Le pape lui écrivant un jour une lettre remplie de louanges sur la sagesse de son ministère, finissait sa lettre comme un bon pasteur, par prier Dieu qu'il ramenât sa brebis égarée, et conjurait le duc de Sully de se servir de ses lumières pour entrer dans la bonne voie. Le duc lui répondit sur le même ton. Il l'assura qu'il priait Dieu tous les jours pour la conversion de sa sainteté : cette lettre est dans ses mémoires. Préf. de la Henr. édit. de 1723.

Il se signala dans les armes jusqu'à l'âge de 40 ans ; il se trouva à la bataille de Coutras, au combat d'Arques, à la bataille d'Ivri, aux sieges de Paris, de Noyon, de Rouen, de Laon, et à toutes les occasions périlleuses. Dans sa place de sur-intendant des finances, il rétablit si bien celles de l'état, qu'il paya deux cent millions de dettes en dix ans, et qu'il remit de grandes sommes dans les trésors de son maître.

Il l'aimait avec un zèle et un attachement inexprimable. Un soir Henri IV. lui fit quelques reproches vifs, et mal-à-propos. Ce bon prince y songea pendant la nuit, et le lendemain de grand matin, il courut à l'arsenal chez Sully pour réparer sa faute. " Mon ami, lui dit-il en l'abordant, j'ai eu tort hier avec vous, je viens vous prier de me le pardonner. Sire, répondit Sully, vous voulez que je meure à votre service, de joie et de reconnaissance ". Voilà le portrait d'Henri IV. et de Sully.

A la mort funeste de ce grand monarque, arrivée en 1610, le duc de Sully se vit contraint de se rendre dans une de ses terres, et d'y mener une vie privée. Quelques années après, le roi Louis XIII. le fit revenir à la cour, pour lui demander son avis sur des affaires importantes. Il y vint quoiqu'avec répugnance. Les jeunes courtisans, qui gouvernaient Louis XIII. voulurent selon l'usage, donner des ridicules à ce vieux ministre, qui reparaissait dans une jeune cour, avec des habits et des airs de modes passés depuis longtemps. Le duc de Sully qui s'en aperçut, dit au roi : " Sire, quand le roi votre père, de glorieuse mémoire, me faisait l'honneur de me consulter, nous ne commençions à parler d'affaires, qu'au préalable on n'eut fait passer dans l'antichambre les baladins et les bouffons de la cour ".
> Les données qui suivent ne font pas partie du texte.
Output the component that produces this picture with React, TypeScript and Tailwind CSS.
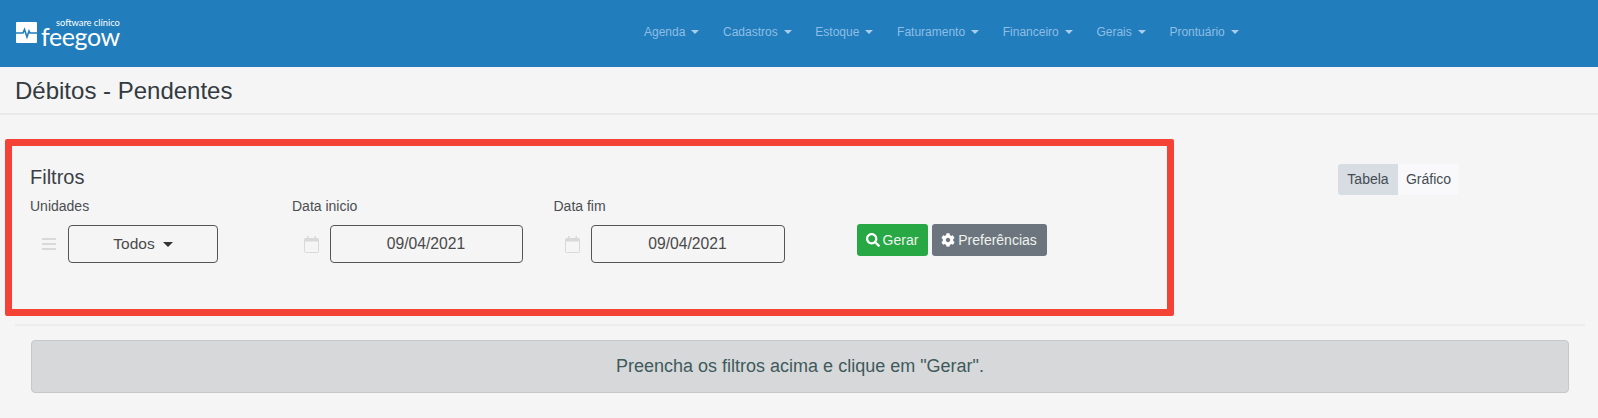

M. l'abbé de l'Ecluse a rédigé dans un nouvel ordre les Oeconomies royales de Sully. C'est un très-bon ouvrage, mais qui n'a point fait tomber le mérite de l'original au jugement des curieux. Il n'a pu insérer dans son abrégé, quantité de choses instructives sur les affaires d'état ; et en même temps il a passé sous silence quelques anecdotes singulières. Telle est, par exemple, celle qu'on lit dans les Oeconomies, p. 219. " Je me souviendrai toujours, dit M. de Sully, de l'attitude et de l'attirail bizarre où je trouvai ce prince (Henri III.), dans son cabinet, en 1586. Il avait l'épée au côté, une cape sur les épaules, une petite toque sur la tête, un panier plein de petits chiens, pendu à son cou par un large ruban ; et il se tenait si immobile, qu'en nous adressant la parole, il ne remua ni tête, ni pieds, ni mains ". (D.J.)